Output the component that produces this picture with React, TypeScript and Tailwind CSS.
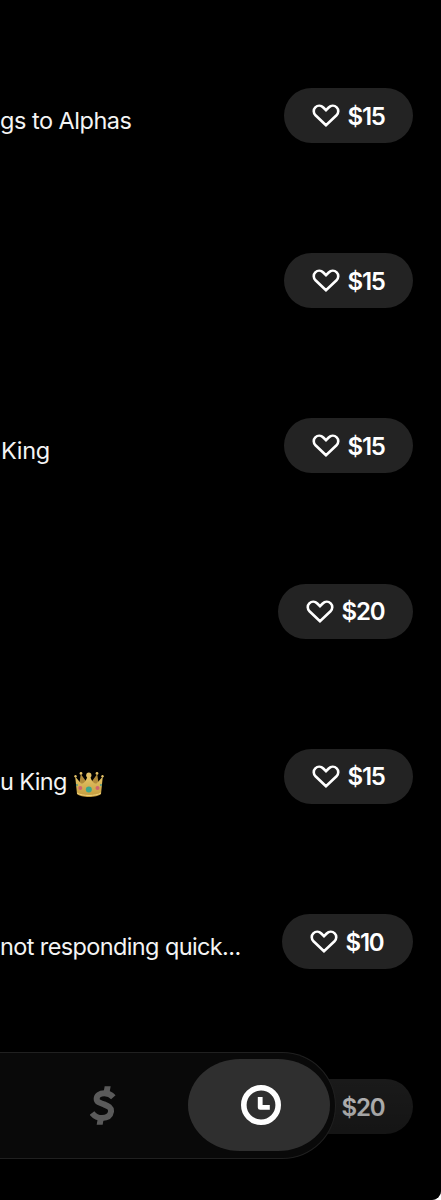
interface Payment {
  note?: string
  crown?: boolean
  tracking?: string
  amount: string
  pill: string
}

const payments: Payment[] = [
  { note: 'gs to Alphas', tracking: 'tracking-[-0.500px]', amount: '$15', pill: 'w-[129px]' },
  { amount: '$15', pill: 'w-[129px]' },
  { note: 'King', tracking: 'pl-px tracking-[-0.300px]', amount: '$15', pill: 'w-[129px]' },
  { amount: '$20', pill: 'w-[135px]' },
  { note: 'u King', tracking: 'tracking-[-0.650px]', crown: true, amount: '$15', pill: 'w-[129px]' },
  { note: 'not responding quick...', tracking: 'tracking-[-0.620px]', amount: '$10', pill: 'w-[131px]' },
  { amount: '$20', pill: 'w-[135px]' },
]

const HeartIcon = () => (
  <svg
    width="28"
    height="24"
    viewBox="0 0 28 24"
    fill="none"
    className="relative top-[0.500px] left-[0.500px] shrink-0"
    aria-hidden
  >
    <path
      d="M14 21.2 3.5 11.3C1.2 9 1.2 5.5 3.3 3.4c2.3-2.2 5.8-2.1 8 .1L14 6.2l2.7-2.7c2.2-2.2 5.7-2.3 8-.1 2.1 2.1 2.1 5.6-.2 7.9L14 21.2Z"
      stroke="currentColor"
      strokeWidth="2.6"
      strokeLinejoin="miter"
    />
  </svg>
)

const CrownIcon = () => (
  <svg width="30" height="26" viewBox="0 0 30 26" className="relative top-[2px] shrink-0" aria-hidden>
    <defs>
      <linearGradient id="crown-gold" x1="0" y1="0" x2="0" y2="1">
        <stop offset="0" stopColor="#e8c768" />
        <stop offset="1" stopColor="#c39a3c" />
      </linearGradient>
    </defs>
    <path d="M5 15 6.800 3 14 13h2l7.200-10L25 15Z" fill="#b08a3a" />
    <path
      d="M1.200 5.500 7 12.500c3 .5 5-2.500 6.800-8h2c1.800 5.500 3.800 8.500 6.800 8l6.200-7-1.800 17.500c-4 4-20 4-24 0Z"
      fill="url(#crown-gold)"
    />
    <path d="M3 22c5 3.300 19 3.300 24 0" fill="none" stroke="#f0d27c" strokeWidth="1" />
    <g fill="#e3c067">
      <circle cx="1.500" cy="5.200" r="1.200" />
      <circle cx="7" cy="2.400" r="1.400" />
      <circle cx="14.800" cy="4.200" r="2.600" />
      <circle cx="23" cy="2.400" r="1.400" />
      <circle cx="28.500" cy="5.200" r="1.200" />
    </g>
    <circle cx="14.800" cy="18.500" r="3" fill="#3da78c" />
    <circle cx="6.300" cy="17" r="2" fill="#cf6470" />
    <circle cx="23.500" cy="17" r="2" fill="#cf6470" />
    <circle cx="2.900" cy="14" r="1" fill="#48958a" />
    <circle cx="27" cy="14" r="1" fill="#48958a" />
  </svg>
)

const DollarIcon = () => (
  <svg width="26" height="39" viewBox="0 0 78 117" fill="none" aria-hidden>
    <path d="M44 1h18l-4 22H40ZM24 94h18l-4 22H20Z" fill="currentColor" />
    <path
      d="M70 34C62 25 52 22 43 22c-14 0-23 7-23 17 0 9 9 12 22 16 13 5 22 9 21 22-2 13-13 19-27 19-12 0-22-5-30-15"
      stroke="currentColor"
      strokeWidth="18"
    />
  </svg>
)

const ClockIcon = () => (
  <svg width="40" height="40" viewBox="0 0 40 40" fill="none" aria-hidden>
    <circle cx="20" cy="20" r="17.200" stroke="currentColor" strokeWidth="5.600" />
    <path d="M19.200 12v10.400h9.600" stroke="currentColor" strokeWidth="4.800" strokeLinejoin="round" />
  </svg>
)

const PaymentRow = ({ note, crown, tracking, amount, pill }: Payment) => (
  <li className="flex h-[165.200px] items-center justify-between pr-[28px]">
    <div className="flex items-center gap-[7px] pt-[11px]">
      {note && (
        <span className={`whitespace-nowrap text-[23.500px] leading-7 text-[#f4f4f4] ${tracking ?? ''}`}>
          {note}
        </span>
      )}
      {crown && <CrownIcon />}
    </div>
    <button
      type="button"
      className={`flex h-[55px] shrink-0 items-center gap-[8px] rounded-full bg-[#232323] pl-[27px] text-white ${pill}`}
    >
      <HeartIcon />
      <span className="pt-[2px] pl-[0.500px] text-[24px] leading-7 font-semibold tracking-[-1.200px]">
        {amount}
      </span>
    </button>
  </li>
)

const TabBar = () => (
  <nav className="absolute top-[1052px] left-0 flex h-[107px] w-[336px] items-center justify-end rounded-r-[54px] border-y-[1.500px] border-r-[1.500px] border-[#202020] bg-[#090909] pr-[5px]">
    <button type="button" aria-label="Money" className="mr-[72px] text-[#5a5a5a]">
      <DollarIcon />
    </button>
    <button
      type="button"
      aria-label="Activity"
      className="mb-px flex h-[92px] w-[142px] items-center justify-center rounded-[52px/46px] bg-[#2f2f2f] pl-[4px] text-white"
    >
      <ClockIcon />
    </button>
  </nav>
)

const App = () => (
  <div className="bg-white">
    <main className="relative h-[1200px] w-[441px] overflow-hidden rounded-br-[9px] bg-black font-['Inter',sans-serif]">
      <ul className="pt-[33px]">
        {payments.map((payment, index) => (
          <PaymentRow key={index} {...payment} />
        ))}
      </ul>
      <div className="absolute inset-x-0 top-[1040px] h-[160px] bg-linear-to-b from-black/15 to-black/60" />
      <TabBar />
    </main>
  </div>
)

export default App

▶ [Stated problem]
Leave out the pictures and restate everything else word for word.

▶ [Task result]
Output the component that produces this picture with React, TypeScript and Tailwind CSS.
interface Payment {
  note?: string
  crown?: boolean
  tracking?: string
  amount: string
  pill: string
}

const payments: Payment[] = [
  { note: 'gs to Alphas', tracking: 'tracking-[-0.500px]', amount: '$15', pill: 'w-[129px]' },
  { amount: '$15', pill: 'w-[129px]' },
  { note: 'King', tracking: 'pl-px tracking-[-0.300px]', amount: '$15', pill: 'w-[129px]' },
  { amount: '$20', pill: 'w-[135px]' },
  { note: 'u King', tracking: 'tracking-[-0.650px]', crown: true, amount: '$15', pill: 'w-[129px]' },
  { note: 'not responding quick...', tracking: 'tracking-[-0.620px]', amount: '$10', pill: 'w-[131px]' },
  { amount: '$20', pill: 'w-[135px]' },
]

const HeartIcon = () => (
  <svg
    width="28"
    height="24"
    viewBox="0 0 28 24"
    fill="none"
    className="relative top-[0.500px] left-[0.500px] shrink-0"
    aria-hidden
  >
    <path
      d="M14 21.2 3.5 11.3C1.2 9 1.2 5.5 3.3 3.4c2.3-2.2 5.8-2.1 8 .1L14 6.2l2.7-2.7c2.2-2.2 5.7-2.3 8-.1 2.1 2.1 2.1 5.6-.2 7.9L14 21.2Z"
      stroke="currentColor"
      strokeWidth="2.6"
      strokeLinejoin="miter"
    />
  </svg>
)

const CrownIcon = () => (
  <svg width="30" height="26" viewBox="0 0 30 26" className="relative top-[2px] shrink-0" aria-hidden>
    <defs>
      <linearGradient id="crown-gold" x1="0" y1="0" x2="0" y2="1">
        <stop offset="0" stopColor="#e8c768" />
        <stop offset="1" stopColor="#c39a3c" />
      </linearGradient>
    </defs>
    <path d="M5 15 6.800 3 14 13h2l7.200-10L25 15Z" fill="#b08a3a" />
    <path
      d="M1.200 5.500 7 12.500c3 .5 5-2.500 6.800-8h2c1.800 5.500 3.800 8.500 6.800 8l6.200-7-1.800 17.500c-4 4-20 4-24 0Z"
      fill="url(#crown-gold)"
    />
    <path d="M3 22c5 3.300 19 3.300 24 0" fill="none" stroke="#f0d27c" strokeWidth="1" />
    <g fill="#e3c067">
      <circle cx="1.500" cy="5.200" r="1.200" />
      <circle cx="7" cy="2.400" r="1.400" />
      <circle cx="14.800" cy="4.200" r="2.600" />
      <circle cx="23" cy="2.400" r="1.400" />
      <circle cx="28.500" cy="5.200" r="1.200" />
    </g>
    <circle cx="14.800" cy="18.500" r="3" fill="#3da78c" />
    <circle cx="6.300" cy="17" r="2" fill="#cf6470" />
    <circle cx="23.500" cy="17" r="2" fill="#cf6470" />
    <circle cx="2.900" cy="14" r="1" fill="#48958a" />
    <circle cx="27" cy="14" r="1" fill="#48958a" />
  </svg>
)

const DollarIcon = () => (
  <svg width="26" height="39" viewBox="0 0 78 117" fill="none" aria-hidden>
    <path d="M44 1h18l-4 22H40ZM24 94h18l-4 22H20Z" fill="currentColor" />
    <path
      d="M70 34C62 25 52 22 43 22c-14 0-23 7-23 17 0 9 9 12 22 16 13 5 22 9 21 22-2 13-13 19-27 19-12 0-22-5-30-15"
      stroke="currentColor"
      strokeWidth="18"
    />
  </svg>
)

const ClockIcon = () => (
  <svg width="40" height="40" viewBox="0 0 40 40" fill="none" aria-hidden>
    <circle cx="20" cy="20" r="17.200" stroke="currentColor" strokeWidth="5.600" />
    <path d="M19.200 12v10.400h9.600" stroke="currentColor" strokeWidth="4.800" strokeLinejoin="round" />
  </svg>
)

const PaymentRow = ({ note, crown, tracking, amount, pill }: Payment) => (
  <li className="flex h-[165.200px] items-center justify-between pr-[28px]">
    <div className="flex items-center gap-[7px] pt-[11px]">
      {note && (
        <span className={`whitespace-nowrap text-[23.500px] leading-7 text-[#f4f4f4] ${tracking ?? ''}`}>
          {note}
        </span>
      )}
      {crown && <CrownIcon />}
    </div>
    <button
      type="button"
      className={`flex h-[55px] shrink-0 items-center gap-[8px] rounded-full bg-[#232323] pl-[27px] text-white ${pill}`}
    >
      <HeartIcon />
      <span className="pt-[2px] pl-[0.500px] text-[24px] leading-7 font-semibold tracking-[-1.200px]">
        {amount}
      </span>
    </button>
  </li>
)

const TabBar = () => (
  <nav className="absolute top-[1052px] left-0 flex h-[107px] w-[336px] items-center justify-end rounded-r-[54px] border-y-[1.500px] border-r-[1.500px] border-[#202020] bg-[#090909] pr-[5px]">
    <button type="button" aria-label="Money" className="mr-[72px] text-[#5a5a5a]">
      <DollarIcon />
    </button>
    <button
      type="button"
      aria-label="Activity"
      className="mb-px flex h-[92px] w-[142px] items-center justify-center rounded-[52px/46px] bg-[#2f2f2f] pl-[4px] text-white"
    >
      <ClockIcon />
    </button>
  </nav>
)

const App = () => (
  <div className="bg-white">
    <main className="relative h-[1200px] w-[441px] overflow-hidden rounded-br-[9px] bg-black font-['Inter',sans-serif]">
      <ul className="pt-[33px]">
        {payments.map((payment, index) => (
          <PaymentRow key={index} {...payment} />
        ))}
      </ul>
      <div className="absolute inset-x-0 top-[1040px] h-[160px] bg-linear-to-b from-black/15 to-black/60" />
      <TabBar />
    </main>
  </div>
)

export default App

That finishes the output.